Friday, November 12, 2004

Eugenics-Like Baby-Designing Proposed

Couples may get chance to design the 'ideal' IVF baby
By Alexandra Frean, Social Affairs Correspondent

COUPLES will be able to choose donated sperm or eggs to create their designer child, under proposals published by the fertility watchdog.

Characteristics such as height, eye colour and intelligence could be selected if women undergoing fertility treatment are given more freedom to pick the donated sperm, egg or embryo.

The controversial proposals are part of a public consultation launched yesterday by the Human Fertilisation and Embryology Authority (HFEA). But critics are concerned that the proposal could lead to more couples demanding “designer” babies and to parents having unrealistic expectations of the resulting children — a point accepted by the authority in its consultation document.

The practice of screening donors for desirable characteristics is widespread in the US, where couples can pay up to $25,000 to secure the right type of donor. In America, donors are routinely screened according for high intelligence, family medical history and physical traits such as height, weight and eye, skin and hair colours.

The British fertility watchdog insisted, however, that its proposals were aimed at ensuring that as many couples as possible receive treatment.

At present its guidelines state that clinics should offer donated sperm, eggs or embryos from donors who are a close physical match to the patients.

But, with 90 per cent of clinics reporting a shortage of donors, it is becoming increasingly difficult to make close matches, particularly for couples from minority ethnic groups, and waiting lists for treatment are stretching to two years. Experts expect the situation to get worse next April, when donors lose their right to anonymity.

“We shouldn’t be preventing someone from having treatment because they don’t have the physical characteristics that match the donors,” an HFEA spokeswoman said.

But Olivia Montuschi from the Donor Conception Network, which represents families of children conceived after sperm or egg donations, insisted that it was vital for children to share physical characteristics with their parents.

“If a child is significantly different in any way, either in physical characteristics or intellectual attainment, then it can make it harder for them to feel part of that family,” she said.

Elizabeth Wincott, chairman and founder of the Project Group on Assisted Reproduction, also opposed widening the scope for selection of donors. “As far as possible, selection should mirror the natural processes that occur in normal conception, except for specific medical reasons,” she said.

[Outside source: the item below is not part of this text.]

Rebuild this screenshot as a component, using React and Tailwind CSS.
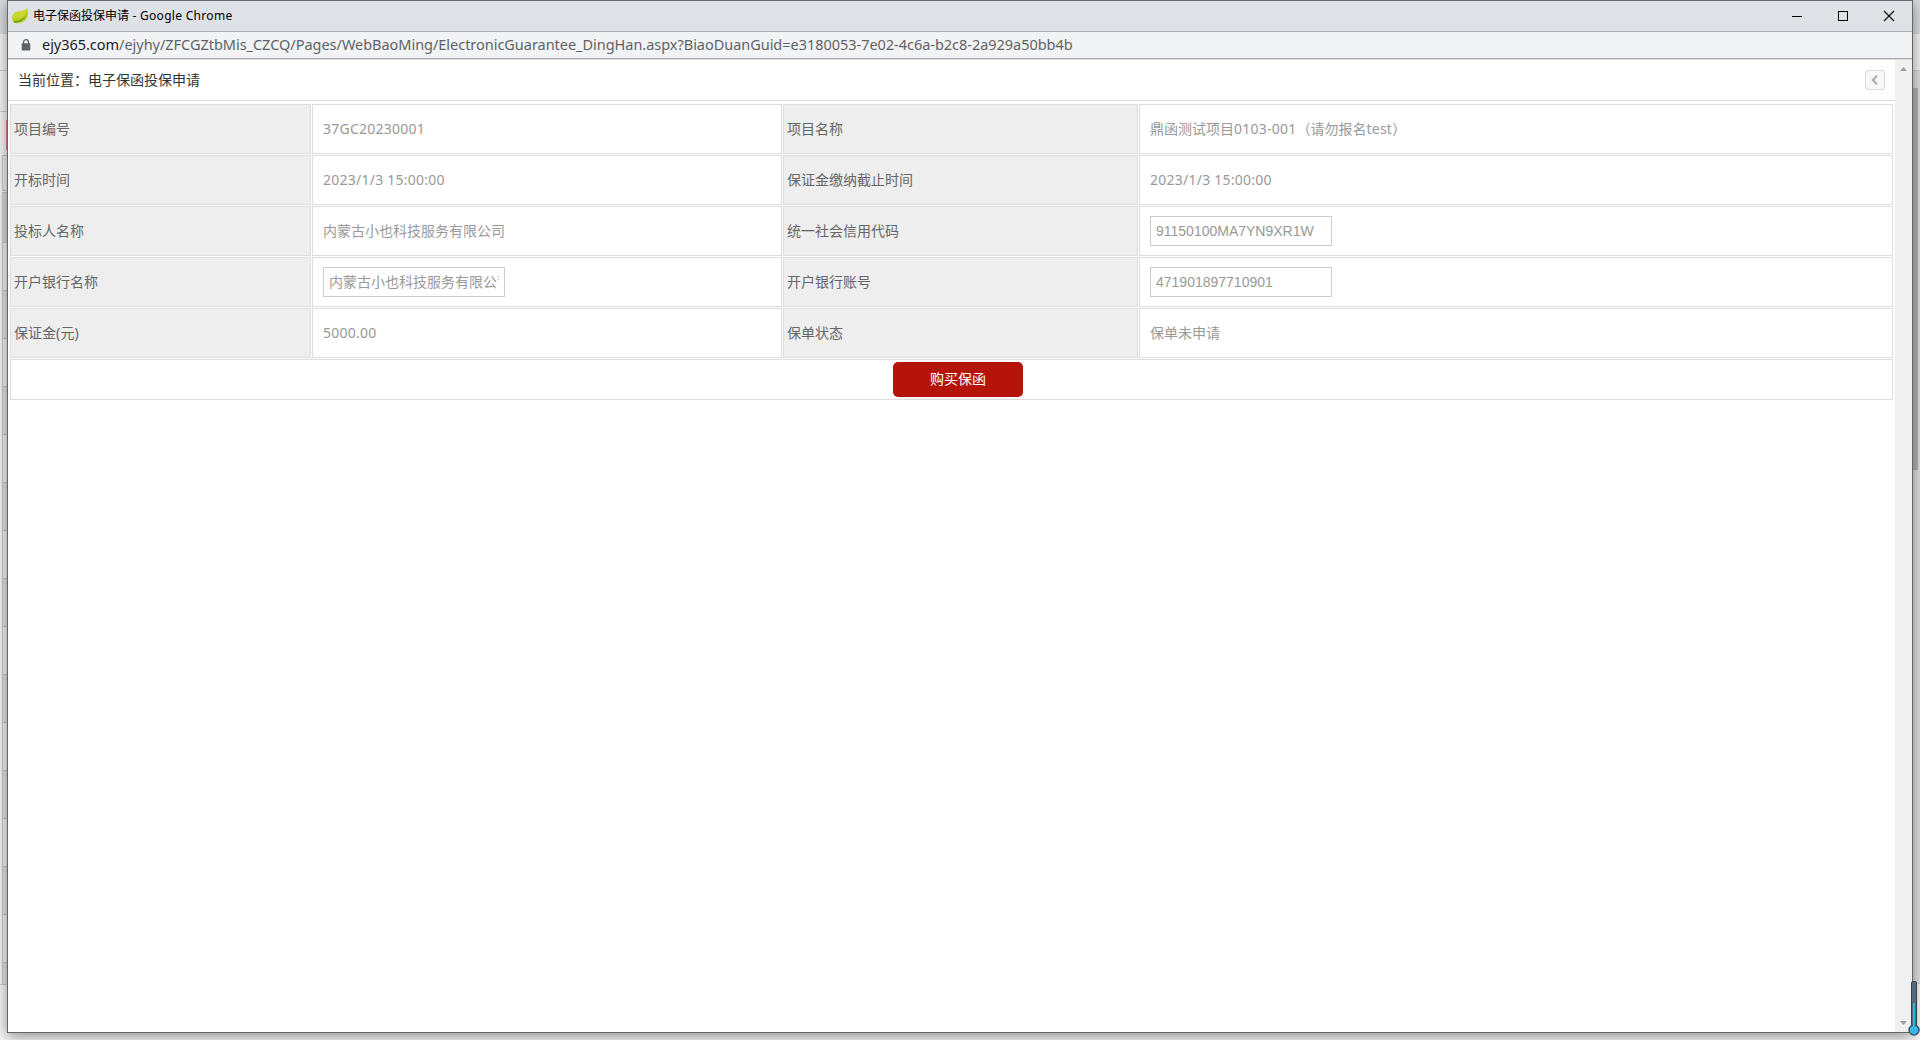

Suzi Leather, chair of the fertilisation authority, agreed that relaxing the rules on matching donors with patients could lead to a child who looked so different from the rest of the family that they had difficulty fitting in. “This is particularly important for families that do not want their donor conceived child to stand out,” she said, but she felt that might not be important to some parents — for example a single woman having treatment.

The authority is also considering relaxing the restrictions on the import of sperm, eggs and embryos from overseas to deal with the shortage of donors in Britain. A further proposal is to change the rules to allow payments. These could range from £50 for sperm donors to £1,000 for egg donors.

The consultation is part of its Sperm Egg and Embryo Donation Review, which has been prompted by plans to remove the anonymity of donors and the introduction of new EU rules on human tissue and cells.

More than 37,000 children have been born in Britain as a result of people donating sperm, eggs and embryos, but changes in the law and in public attitudes, meant a review of the rules on treatment was needed, Ms Leather said.

Proposals to pay donors were not intended to act as an inducement but to reflect the inconvenience experienced and the time donors sacrificed. At present sperm donors are paid £15 plus “reasonable expenses”. If that were increased, they could receive up to £2,500 since they are allowed to donate up to 50 times in a six-month period.

Payments for egg donors would be higher to reflect the increased inconvenience and the invasive nature of the procedure. Some clinics have suggested payment up to £1,000, while most favoured a figure between £300 and £500.

The payments would apply only to donations made in Britain. At present the only country from which Britain imports gametes is Denmark, which has a far better supply.

The consultation closes on February 4 next year.


Donors in the US are screened for the following attributes:

Intelligence, measured by school and university records
Family medical history
Mental state
Personal profiles and family backgrounds.
Physical traits — height, eye, skin and hair colour, weight.